6. Limitations, Open Directions, and Future Work

Identified limitations include:

Sample and computational efficiency: RL-based and even predictor-based NAS require nontrivial compute, though graph metrics and surrogates ameliorate cost. Architecture search over dynamic graphs, hierarchical or full-architecture graphs remains a challenge.
Expressivity vs. complexity trade-offs: Approaches that capture more global structure (hierarchical trees, PDEs, explicit edge learning) increase parameterization and may entail higher computation or limited scalability to extreme graph sizes.
Symbolic/neuro-symbolic integration: Two-way graph modules for neuro-symbolic interaction in attention models remain largely position proposals; practical and scalable implementations require further development.
Theoretical generalization and over-smoothing: While PDE-GCNs and neural trees address over-smoothing and approximation bounds, a unified framework for generalization in arbitrary relational search spaces (e.g., non-treewidth-bounded graphs, dynamic graphs) is an open field.

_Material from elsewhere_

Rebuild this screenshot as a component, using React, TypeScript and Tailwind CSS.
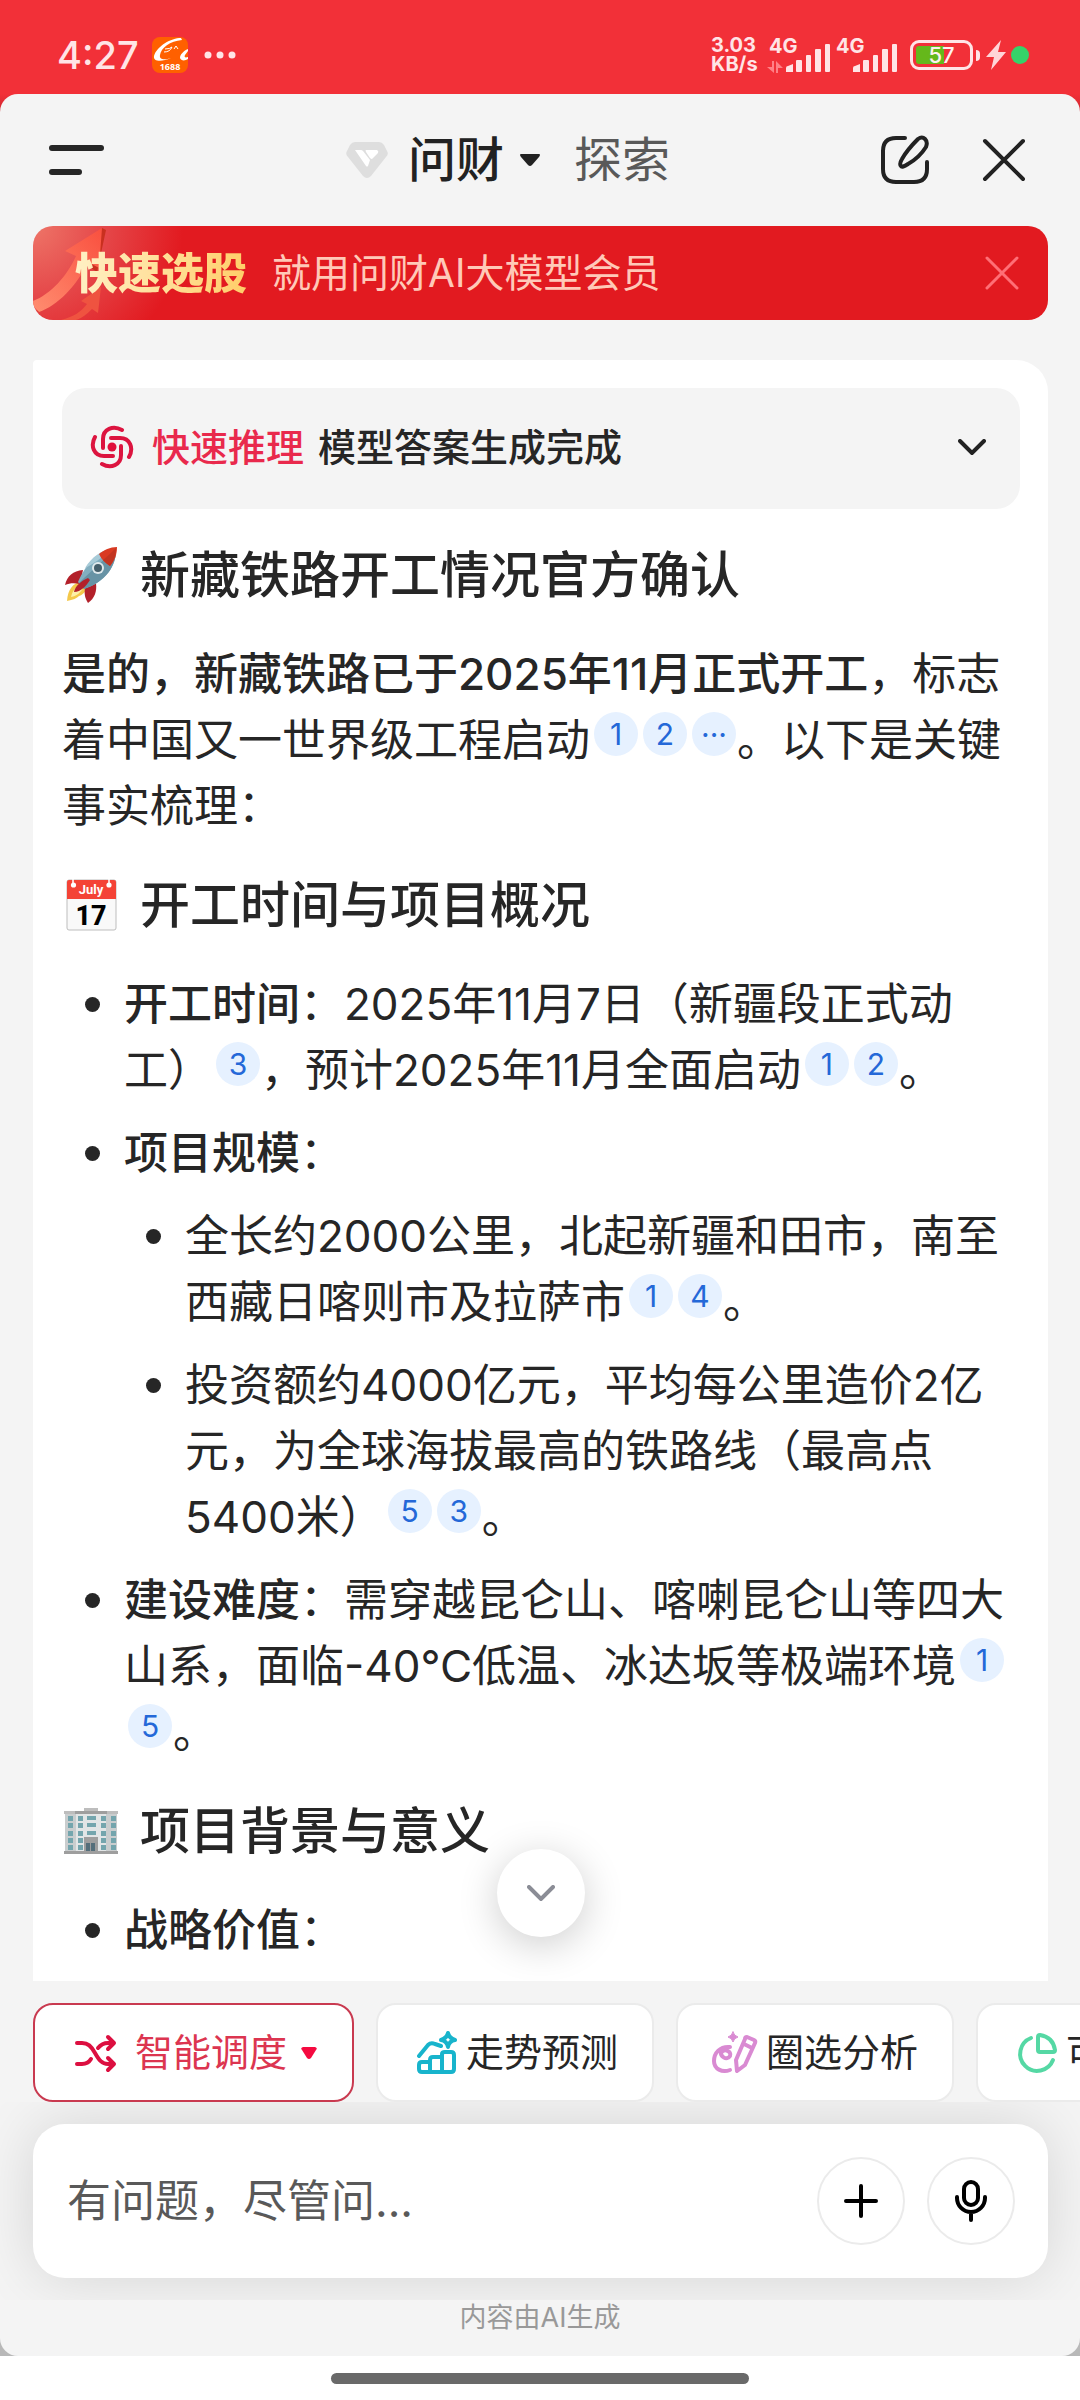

Ongoing and prospective research aims to:

Enable task-conditional architecture search and optimization in full graph-theoretic spaces,
Extend graph-based encoding and GNN processing to large-scale and model-heterogeneous neural graphs (transformers, vision models, NeRFs),
Develop graph coarsening, multigrid, and super-node methods to scale meta-GNNs and graph encoders,
Formulate joint neuro-symbolic processing pipelines, leveraging symbolic logic and differentiable graph modules for interpretable ML,
Advance theoretical understanding of the interplay between graph structure, expressivity, transfer, and inductive bias across application domains.

Graph-based neural architectures unify, generalize, and extend deep learning design and optimization by leveraging the compositional, symmetric, and relational structure of graphs at multiple levels—from NAS search processes to architectural encoding, meta-learning, and neuro-symbolic introspection. These advances position graph-based methods as foundational to the next generation of robust, expressive, and interpretable neural models (Jastrzębski et al., 2018, Kofinas et al., 18 Mar 2024, Ning et al., 2020, Carvalho et al., 2022, Talak et al., 2021, You et al., 2020, Gao et al., 2019, Gadiya et al., 2018).